Governor of Meta Department
- Incumbent
- Assumed office 1 January 2020
- Preceded by: Marcela Amaya

Minister of Agriculture and Rural Development
- In office 3 October 2017 – 25 July 2018
- President: Juan Manuel Santos
- Preceded by: Aurelio Iragorri Valencia
- Succeeded by: Andrés Valencia Pinzón

Mayor of Villavicencio
- In office 1 January 2012 – 31 December 2015
- Preceded by: Raúl Franco Roa
- Succeeded by: Wilmar Barbosa Rozo

Personal details
- Born: Juan Guillermo Zuluaga Cardona November 3, 1970 (age 55) Medellín, Colombia
- Party: Social Party of National Unity
- Spouse: Maria Angélica Rangel Camacho
- Children: 3
- Education: Escuela Superior de Administración Pública
- Occupation: Politician

= Juan Guillermo Zuluaga =

Colombian politician

Juan Guillermo Zuluaga Cardona (born 3 November 1970) is a Colombian politician and public administrator. He has served as the Governor of the Meta Department since 1 January 2020. After he was the Minister of Agriculture and Rural Development from 3 October 2017 to 25 July 2018 under President Juan Manuel Santos, and the Mayor of Villavicencio from 2012 to 2015.

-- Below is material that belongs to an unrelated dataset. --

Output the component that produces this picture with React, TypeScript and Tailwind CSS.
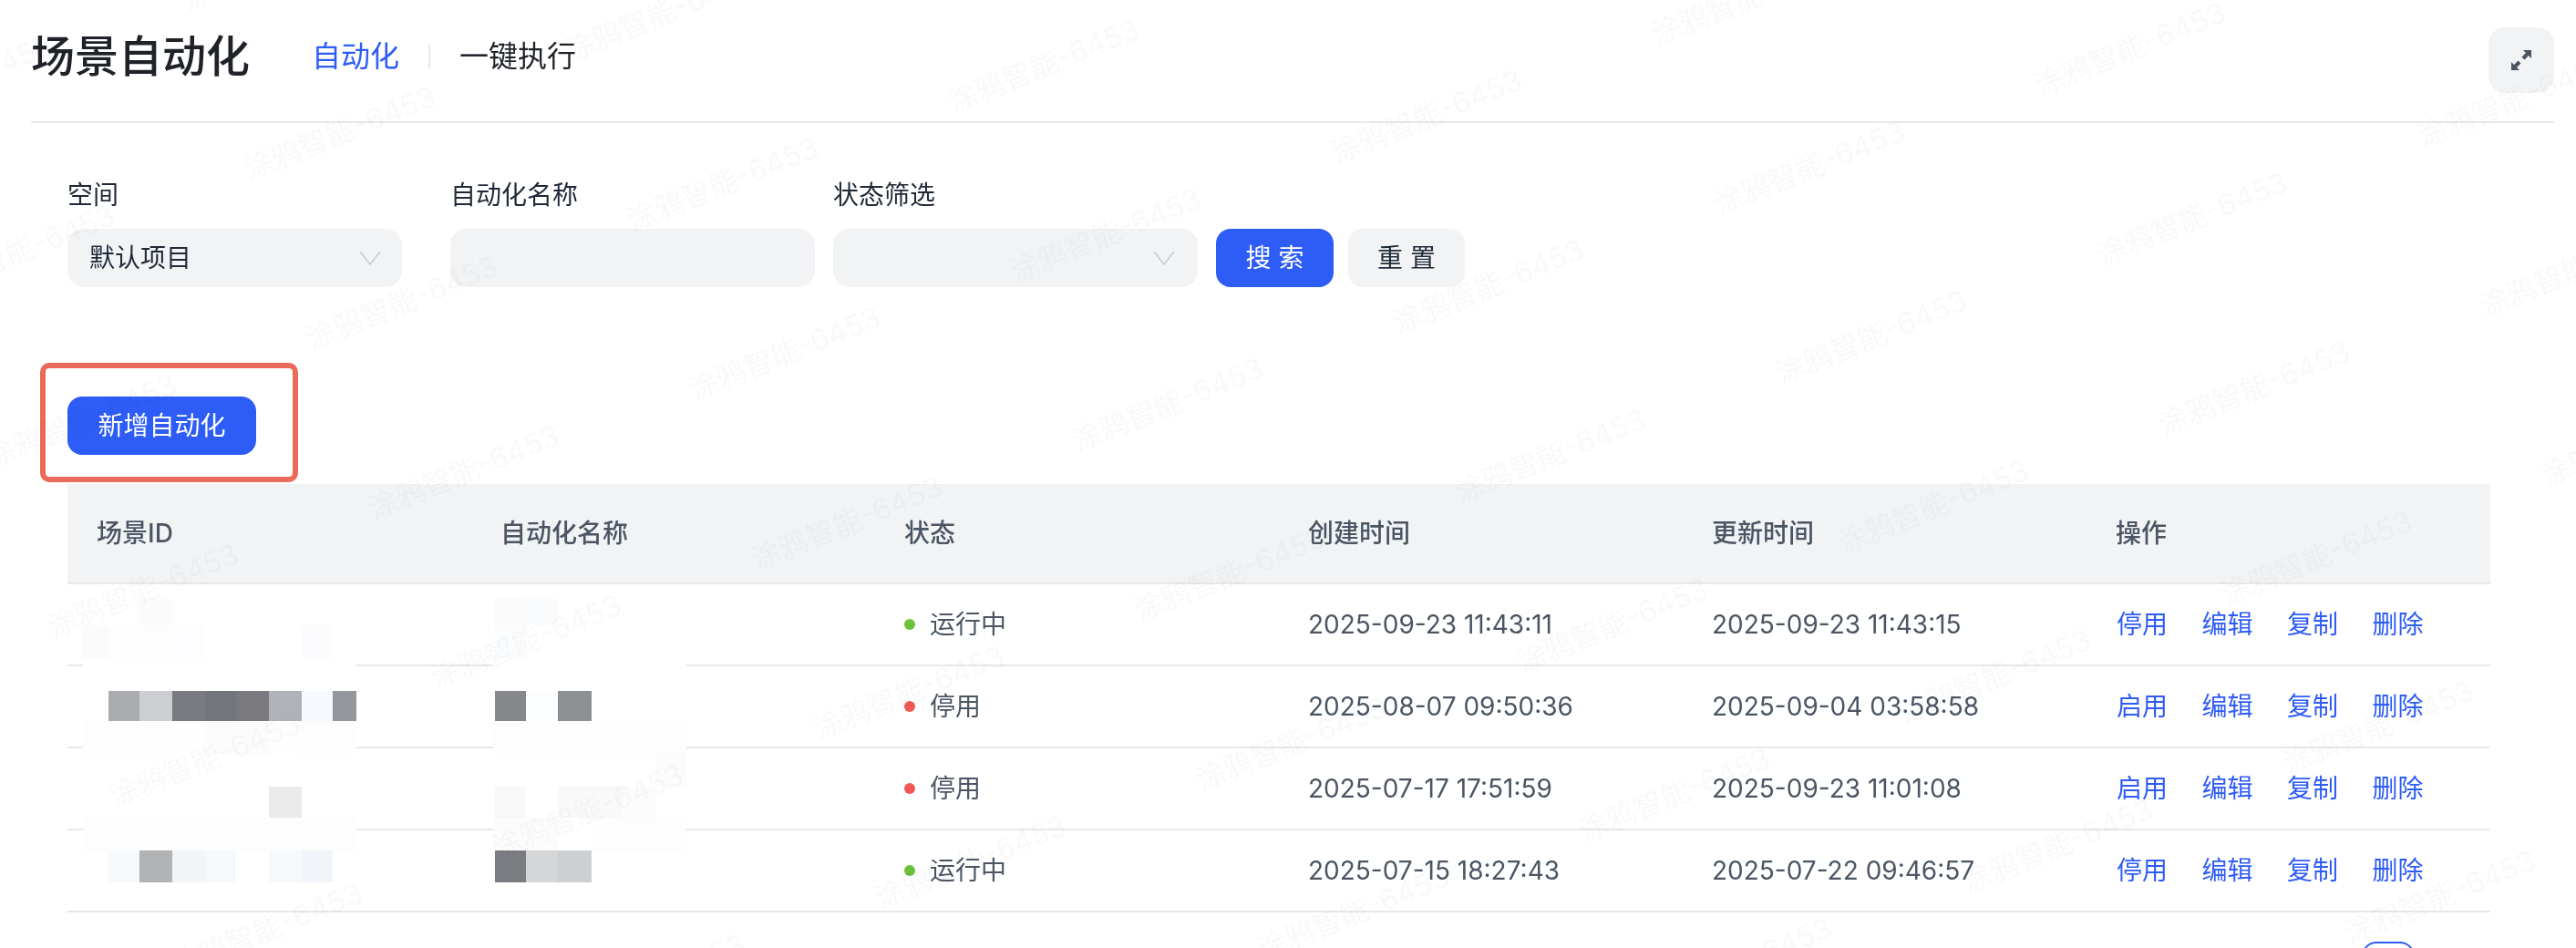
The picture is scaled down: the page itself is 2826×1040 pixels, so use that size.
import React from "react";

const wm: { x: number; y: number }[] = [];
for (let i = -6; i <= 6; i++) {
  for (let j = -3; j <= 7; j++) {
    const x = 1145 + 420 * i + 68 * j;
    const y = 72 + 56 * i + 186 * j;
    if (x > -150 && x < 2980 && y > -100 && y < 1140) wm.push({ x, y });
  }
}

const W = "#ffffff";
const col1X = [91, 119, 153, 189, 225, 259, 295, 331, 365, 391];
const col1Y = [657, 686, 722, 758, 791, 827, 863, 897, 933, 968];
const col1: string[][] = [
  [W, W, "#fbfbfb", W, W, W, W, W, W],
  ["#fbfbfb", "#fdfdfd", "#fdfdfd", "#fdfdff", W, W, W, "#fcfcfe", W],
  [W, W, W, W, W, W, W, W, W],
  [W, "#a9abae", "#cdced2", "#7a7b80", "#72757c", "#7a7a7e", "#afb2b8", "#f6faff", "#94989c"],
  ["#fdfdfd", "#fdfdfd", "#fdfdfd", "#fefefe", "#fcfcfc", "#fcfcfc", "#fefefe", "#fdfdfd", "#fdfdfd"],
  [W, W, W, W, W, W, W, W, W],
  [W, W, W, W, W, W, "#ebebeb", W, W],
  ["#fdfdfd", "#fdfdfd", "#fdfdfd", "#fdfdfd", "#fdfdfd", "#fdfdfd", "#fdfdfd", "#fdfdfd", "#fdfdfd"],
  [W, "#f7fafd", "#b1b3b5", "#f2f5f8", "#f6f9fc", W, "#f7fafd", "#f1f4f9", W],
];
const col2X = [541, 543, 577, 612, 649, 682, 719, 753];
const col2: string[][] = [
  [W, "#fafafa", "#fafbfd", W, W, W, W],
  [W, "#fafcfe", W, W, W, W, W],
  [W, W, W, W, W, W, W],
  [W, "#85878a", "#fbfdff", "#8e9194", W, W, W],
  ["#fdfdfd", "#fdfdfd", "#fdfdfd", "#fdfdfd", "#fdfdfd", "#fdfdfd", "#fdfdfd"],
  [W, W, W, W, W, W, "#fcfcfc"],
  [W, "#f8f8f8", W, "#f9f9f9", "#f9f9f9", "#fcfcfc", W],
  ["#fcfcfc", "#fcfcfc", "#fcfcfc", W, "#fdfdfd", "#fdfdfd", "#fdfdfd"],
  [W, "#7a7c81", "#d5d6d8", "#cdd0d3", W, W, W],
];

function Mosaic({ xs, ys, cells, className }: { xs: number[]; ys: number[]; cells: string[][]; className: string }) {
  return (
    <div className={className}>
      {cells.map((row, r) => (
        <div key={r} className="flex" style={{ height: ys[r + 1] - ys[r] }}>
          {row.map((c, i) => (
            <div key={i} style={{ width: xs[i + 1] - xs[i], background: c }} />
          ))}
        </div>
      ))}
    </div>
  );
}

function Chevron() {
  return (
    <svg width="24" height="16" viewBox="0 0 24 16" fill="none" className="shrink-0">
      <path d="M1 1 L12 15 L23 1" stroke="#c9cdd4" strokeWidth="1.6" />
    </svg>
  );
}

const rows = [
  { on: true, created: "2025-09-23 11:43:11", updated: "2025-09-23 11:43:15" },
  { on: false, created: "2025-08-07 09:50:36", updated: "2025-09-04 03:58:58" },
  { on: false, created: "2025-07-17 17:51:59", updated: "2025-09-23 11:01:08" },
  { on: true, created: "2025-07-15 18:27:43", updated: "2025-07-22 09:46:57" },
];

const headers = ["场景ID", "自动化名称", "状态", "创建时间", "更新时间", "操作"];

export default function App() {
  return (
    <div className="relative h-screen w-full overflow-hidden bg-white pl-[34px] pr-[24px] text-[28px] font-[Inter,'Noto_Sans_CJK_SC',sans-serif] text-[#1f2937]">
      <header className="flex h-[135px] items-start border-b-2 border-[#e8e8e8] pt-[30px]">
        <div className="flex h-[64px] items-center">
          <h1 className="w-[240px] text-[48px] font-medium leading-none text-[#1f2329]">场景自动化</h1>
          <span className="ml-[68px] text-[32px] text-[#2d5cf6]">自动化</span>
          <span className="mx-[32px] h-[26px] w-[2px] bg-[#e8e8e8]" />
          <span className="text-[32px] text-[#1f2329]">一键执行</span>
        </div>
        <button className="ml-auto flex h-[72px] w-[72px] items-center justify-center rounded-[18px] bg-[#f2f3f5]">
          <svg width="22" height="22" viewBox="0 0 22 22" fill="#4b5563">
            <path d="M13 0 H22 V9 L19 6 L14.5 10.5 L11.5 7.5 L16 3 Z" />
            <path d="M0 13 V22 H9 L6 19 L10.5 14.5 L7.5 11.5 L3 16 Z" />
          </svg>
        </button>
      </header>

      <main className="pl-[40px]">
        <section className="flex items-end pt-[59px]">
          <div className="w-[367px]">
            <label className="mb-[17px] block h-[40px] leading-[40px]">空间</label>
            <div className="flex h-[64px] items-center justify-between rounded-[18px] bg-[#f2f3f5] pl-[24px] pr-[23px]">
              <span>默认项目</span>
              <Chevron />
            </div>
          </div>
          <div className="ml-[53px] w-[400px]">
            <label className="mb-[17px] block h-[40px] leading-[40px]">自动化名称</label>
            <div className="h-[64px] rounded-[18px] bg-[#f2f3f5]" />
          </div>
          <div className="ml-[20px] w-[400px]">
            <label className="mb-[17px] block h-[40px] leading-[40px]">状态筛选</label>
            <div className="flex h-[64px] items-center justify-end rounded-[18px] bg-[#f2f3f5] pr-[25px]">
              <Chevron />
            </div>
          </div>
          <button className="ml-[20px] h-[64px] w-[129px] rounded-[16px] bg-[#2d5cf6] text-white">搜 索</button>
          <button className="ml-[16px] h-[64px] w-[128px] rounded-[16px] bg-[#f2f3f5]">重 置</button>
        </section>

        <div className="relative mt-[120px] w-[207px]">
          <button className="h-[64px] w-[207px] rounded-[16px] bg-[#2d5cf6] text-white">新增自动化</button>
          <div className="pointer-events-none absolute left-[-30px] top-[-37px] h-[131px] w-[283px] rounded-[10px] border-[6px] border-[#ec6a5a]" />
        </div>

        <div className="relative mt-[32px] w-[2658px]">
          <div className="grid h-[110px] grid-cols-6 items-center border-b-2 border-[#e8e8e8] bg-[#f2f3f5] font-medium text-[#4b5563]">
            {headers.map((h) => (
              <div key={h} className="px-[32px]">{h}</div>
            ))}
          </div>
          {rows.map((r) => (
            <div key={r.created} className="grid h-[90px] grid-cols-6 items-center border-b-2 border-[#e8e8e8] text-[#4b5563]">
              <div />
              <div />
              <div className="flex items-center gap-[16px] px-[32px]">
                <span className={r.on ? "h-[12px] w-[12px] rounded-full bg-[#6cc13a]" : "h-[12px] w-[12px] rounded-full bg-[#ef5855]"} />
                <span>{r.on ? "运行中" : "停用"}</span>
              </div>
              <div className="px-[32px]">{r.created}</div>
              <div className="px-[32px]">{r.updated}</div>
              <div className="flex gap-[37.5px] whitespace-nowrap pl-[33px] text-[#2d5cf6]">
                <a>{r.on ? "停用" : "启用"}</a>
                <a>编辑</a>
                <a>复制</a>
                <a>删除</a>
              </div>
            </div>
          ))}
          <Mosaic xs={col1X} ys={col1Y} cells={col1} className="absolute left-[17px] top-[126px]" />
          <Mosaic xs={col2X} ys={col1Y} cells={col2} className="absolute left-[467px] top-[126px]" />
        </div>

        <div className="mt-[32px] flex w-[2658px] justify-end pr-[83px]">
          <button className="h-[64px] w-[58px] rounded-[16px] border-2 border-[#2d5cf6] text-[#2d5cf6]">1</button>
        </div>
      </main>

      <div className="pointer-events-none absolute inset-0 overflow-hidden">
        {wm.map((p) => (
          <span
            key={`${p.x}-${p.y}`}
            className="absolute -translate-x-1/2 -translate-y-1/2 -rotate-[22deg] whitespace-nowrap text-[32px] text-[#f9f9f9] mix-blend-multiply"
            style={{ left: p.x, top: p.y }}
          >
            涂鸦智能-6453
          </span>
        ))}
      </div>
    </div>
  );
}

== Early life and education ==
Zuluaga was born in Medellín, Colombia. He studied Public Administration at the Escuela Superior de Administración Pública and Business Administration at the Fundación Universitaria Los Libertadores. He also holds a specialization in Government and Public Management from the Universidad Jorge Tadeo Lozano.

== Political career ==
Zuluaga started his political career as a councilor in Villavicencio, serving two consecutive terms. He was also elected Mayor of Villavicencio.

In October 2017, Zuluaga was appointed Minister of Agriculture and Rural Development by President Juan Manuel Santos, serving until July 2018.

In 2019, he was elected as the Governor of the Meta Department, assuming office on 1 January 2020.